The younger children, Günter and Ursula, were not well treated following the removal of their parents. In 1941, with the German army at the gates of Leningrad, Ursula was identified as an enemy alien and sent to a prison in Vologda. In 1942 she was sent away to far-off Karaganda. Meanwhile, her brother Günter was recruited into the Labour army ("трудовая армия"). On his release in 1948 he was forbidden to leave Bashkortostan.

== Families reunited: rehabilitation ==
Joseph Stalin died in 1953 and his successors began, little by little, to identify and, between themselves, discuss some of the atrocities over which the dictator had presided. A cautious but perceptible political thaw ensued. Supported by the International Red Cross, Rudolf Tieke tried to find out what had happened to his wife and children. At the end of 1955 he got hold of an address for his daughter. He sought and obtained permission to leave the location of his internal exile and go to his daughter in Kazakhstan where, after eighteen years, father and daughter were reunited. By this time Ursula had acquired a husband of her own in the person of Meier Schwartz, a former Gulag inmate originally from Romania: the couple had two children. Rudolf Tieke also managed to re-establish contact with his younger son, Günter, and received the (false) information from the security services on the circumstances surrounding the deaths of his wife and elder son.
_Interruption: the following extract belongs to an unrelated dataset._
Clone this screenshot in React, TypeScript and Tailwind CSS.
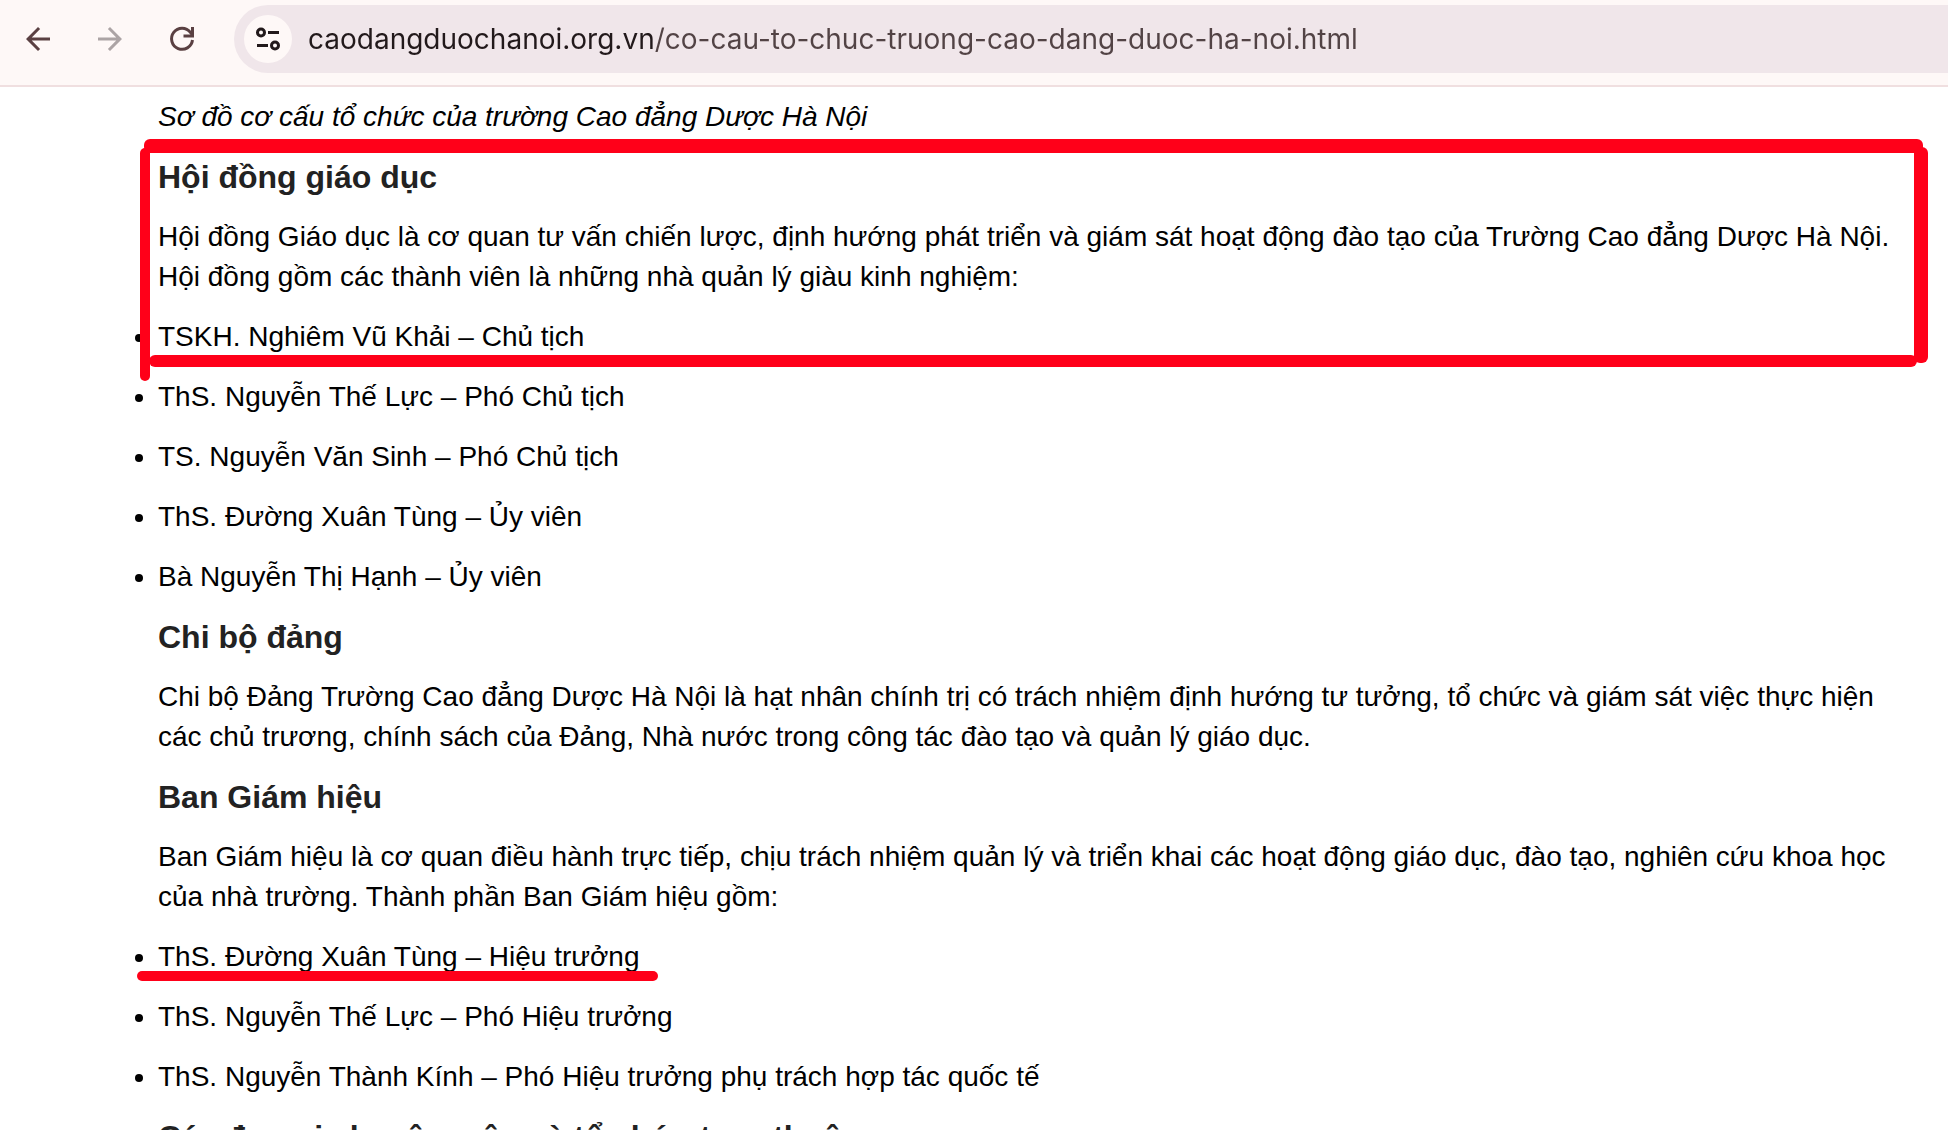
import React from 'react';

const councilMembers = [
  'TSKH. Nghiêm Vũ Khải – Chủ tịch',
  'ThS. Nguyễn Thế Lực – Phó Chủ tịch',
  'TS. Nguyễn Văn Sinh – Phó Chủ tịch',
  'ThS. Đường Xuân Tùng – Ủy viên',
  'Bà Nguyễn Thị Hạnh – Ủy viên',
];

const boardMembers = [
  { name: 'ThS. Đường Xuân Tùng – Hiệu trưởng', underlined: true },
  { name: 'ThS. Nguyễn Thế Lực – Phó Hiệu trưởng', underlined: false },
  { name: 'ThS. Nguyễn Thành Kính – Phó Hiệu trưởng phụ trách hợp tác quốc tế', underlined: false },
];

const Heading: React.FC<{ children: React.ReactNode }> = ({ children }) => (
  <h3 className="text-[32px] leading-10 font-bold text-[#222222]">{children}</h3>
);

const ListItem: React.FC<{ children: React.ReactNode; underlined?: boolean }> = ({ children, underlined }) => (
  <li className="relative">
    <span className="absolute -left-[23px] top-[17px] size-2 rounded-full bg-black"></span>
    {children}
    {underlined && (
      <span className="absolute -left-[21px] top-[34px] h-[10px] w-[521px] rounded-full bg-[#ff0019]"></span>
    )}
  </li>
);

const Toolbar: React.FC = () => (
  <header className="flex items-center border-b-2 border-[#f0dfe0] bg-[#fef8f7] pt-[5px] pb-3 pl-5">
    <nav className="flex gap-9 text-[#5a4042]">
      <button aria-label="Back">
        <svg className="size-9" viewBox="0 0 24 24" fill="currentColor">
          <path d="M20 11H7.83l5.59-5.59L12 4l-8 8 8 8 1.41-1.41L7.83 13H20v-2z" />
        </svg>
      </button>
      <button aria-label="Forward" className="text-[#aca4a5]">
        <svg className="size-9" viewBox="0 0 24 24" fill="currentColor">
          <path d="M12 4l-1.41 1.41L16.17 11H4v2h12.17l-5.58 5.59L12 20l8-8z" />
        </svg>
      </button>
      <button aria-label="Reload">
        <svg className="size-9" viewBox="0 0 24 24" fill="none" stroke="currentColor" strokeWidth="2">
          <path d="M19 12.7a7 7 0 1 1-1.4-5.1L19 9.3" />
          <path d="M19 4v6h-6" />
        </svg>
      </button>
    </nav>
    <div className="ml-[34px] flex h-[68px] flex-1 items-center rounded-l-full bg-[#f0e6ea] pl-[10px]">
      <button
        aria-label="Site information"
        className="flex size-12 items-center justify-center rounded-full bg-[#fef8f7] text-[#22191b]"
      >
        <svg className="size-7" viewBox="0 0 28 28" fill="none" stroke="currentColor" strokeWidth="3">
          <circle cx="7" cy="7.5" r="3.5" />
          <path d="M14 7.5h11M3 20.5h11" />
          <circle cx="21" cy="20.5" r="3.5" />
        </svg>
      </button>
      <input
        type="text"
        aria-label="Address"
        defaultValue="caodangduochanoi.org.vn/co-cau-to-chuc-truong-cao-dang-duoc-ha-noi.html"
        className="ml-4 h-12 flex-1 bg-[linear-gradient(to_right,#22191b_346px,#524345_346px)] bg-clip-text font-['Inter',sans-serif] text-[28px] text-transparent outline-none"
      />
    </div>
  </header>
);

// Red marker strokes drawn around the council section
const MarkerFrame: React.FC = () => (
  <div className="pointer-events-none absolute inset-x-0 top-[52px] h-[242px]">
    <span className="absolute top-0 right-[25px] left-36 h-[14px] rounded-md bg-[#ff0019]"></span>
    <span className="absolute top-2 right-5 h-[216px] w-[14px] rounded-md bg-[#ff0019]"></span>
    <span className="absolute top-[216px] right-[31px] left-[149px] h-3 rounded-md bg-[#ff0019]"></span>
    <span className="absolute top-[9px] left-[140px] h-[233px] w-[10px] rounded-md bg-[#ff0019]"></span>
  </div>
);

const App: React.FC = () => {
  return (
    <div className="flex h-screen flex-col overflow-hidden bg-white font-['Liberation_Sans',Arial,sans-serif] text-[28px] leading-10 text-black">
      <Toolbar />
      <main className="relative flex-1">
        <article className="flex flex-col gap-5 pt-[10px] pr-10 pl-[158px]">
          <p className="italic">Sơ đồ cơ cấu tổ chức của trường Cao đẳng Dược Hà Nội</p>

          <Heading>Hội đồng giáo dục</Heading>
          <p>
            Hội đồng Giáo dục là cơ quan tư vấn chiến lược, định hướng phát triển và giám sát hoạt động đào tạo của
            Trường Cao đẳng Dược Hà Nội. Hội đồng gồm các thành viên là những nhà quản lý giàu kinh nghiệm:
          </p>
          <ul className="flex flex-col gap-5">
            {councilMembers.map((member) => (
              <ListItem key={member}>{member}</ListItem>
            ))}
          </ul>

          <Heading>Chi bộ đảng</Heading>
          <p>
            Chi bộ Đảng Trường Cao đẳng Dược Hà Nội là hạt nhân chính trị có trách nhiệm định hướng tư tưởng, tổ chức
            và giám sát việc thực hiện các chủ trương, chính sách của Đảng, Nhà nước trong công tác đào tạo và quản lý
            giáo dục.
          </p>

          <Heading>Ban Giám hiệu</Heading>
          <p>
            Ban Giám hiệu là cơ quan điều hành trực tiếp, chịu trách nhiệm quản lý và triển khai các hoạt động giáo
            dục, đào tạo, nghiên cứu khoa học của nhà trường. Thành phần Ban Giám hiệu gồm:
          </p>
          <ul className="flex flex-col gap-5">
            {boardMembers.map((member) => (
              <ListItem key={member.name} underlined={member.underlined}>
                {member.name}
              </ListItem>
            ))}
          </ul>

          <Heading>Các đơn vị chuyên môn và tổ chức trực thuộc</Heading>
        </article>
        <MarkerFrame />
      </main>
    </div>
  );
};

export default App;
Also in 1955, Rudolf Tieke obtained a (secret) rehabilitation from the same military court that in 1950 had rejected his first application. The grounds stated in 1955 were that the witnesses in what they now described as Rudolf Teike's original trial had themselves now been declared not guilty, so that he himself had been incorrectly charged and sentenced. He was free to go.

In March 1956 Rudolf Tieke, his daughter Ursula, and his daughter's family returned to Berlin; Günter had decided to remain in the Soviet Union. East Berlin, to which they returned, was now part of the Soviet-sponsored German Democratic Republic (East Germany). East Germany had become a Soviet style one-party state, closely aligned at government level with the Soviet government in Moscow. It was from the East German ruling party, the Socialist Unity Party ("Sozialistische Einheitspartei Deutschlands" / SED), that in June 1956 Rudolf Tieke received a formal rehabilitation on his own account. In 1958, albeit without publicity, the SED acknowledged that his wife Anna and son Rudolf had been unlawfully arrested and shot. It seems that when Rudolf Tieke himself died in March 1959 he was still not aware of this.

== Celebration ==
It has subsequently been determined that the woods surrounding Levashovo, some 30 km / 18 miles to the north of central St. Petersburg (formerly Leningrad) contain mass graves in which the remains of around 47,000 people, murdered between 1937 and 1954 were placed. The woods have been redesignated as a "memorial cemetery". Memorials have been set up by relatives, descendants and others to some of the victims whose remains are believed to have ended up in the mass graves. Among these, in 2011 a memorial stone was placed to the memory of Anna Tieke and her son Rudi. They are among 28 men and women identified in the mass graves who were originally arrested while living at the "Community House" at Detskaya ulitsa 3, falsely charged and then killed, but posthumously rehabilitated.